On October 7, thousands of gunmen led by the Palestinian terror group stormed Kfar Aza and other communities in southern Israel to kill nearly 1,200 people, mainly civilians, and take 251 hostages of all ages, while committing numerous atrocities and weaponizing sexual violence on a mass scale. Some 80 members of Kibbutz Kfar Aza were killed, and about 18 were taken hostage.

Gershon Baskin, a key negotiator in the deal that led to the release of IDF soldier Gilad Shalit from Hamas captivity in 2011, told the Journal that Hamas’s use of propaganda videos has been effective in “exploiting the public sentiment” in Israel, as tens of thousands rally weekly around the country in support of a deal to return the hostages.

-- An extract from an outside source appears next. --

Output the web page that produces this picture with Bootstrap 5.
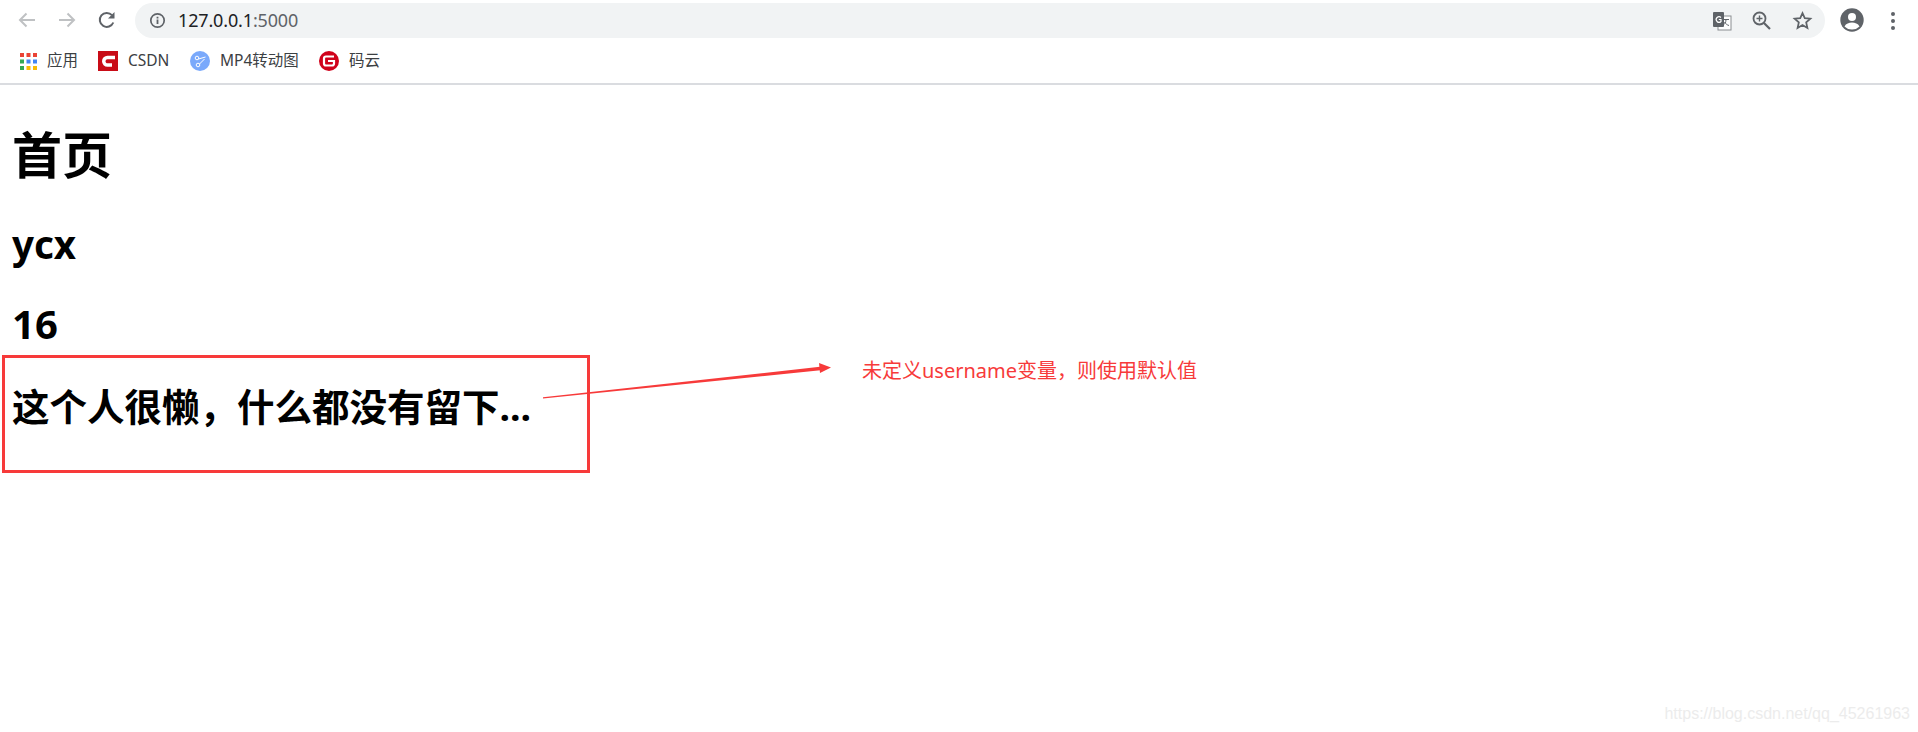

Peace activist Gershon Baskin, May 6, 2012. (Noam Moskowitz/Flash90)

According to Baskin, the videos have been edited professionally and demonstrated an understanding of Israeli society.

“Hamas wants this war to end, and this is how they think that pressure can be put on Netanyahu,” he told the Journal. “I think that they have an enormous impact on Israeli society, and that’s what they’re aiming to do.”

Baskin added that Israeli intelligence is also using the videos to determine the hostages’ health situation, “dissecting every single frame and picture to see how the hostages are being kept.”

It is believed that 97 of the 251 hostages abducted by Hamas on October 7 remain in Gaza, including the bodies of at least 33 confirmed dead by the IDF.

Hamas released 105 civilians during a weeklong truce in late November, and four hostages were released before that. Eight hostages have been rescued by troops alive, and the bodies of 37 hostages have also been recovered, including three mistakenly killed by the military as they tried to escape their captors.

Hamas is also holding two Israeli civilians who entered the Strip in 2014 and 2015, as well as the bodies of two IDF soldiers who were killed in 2014.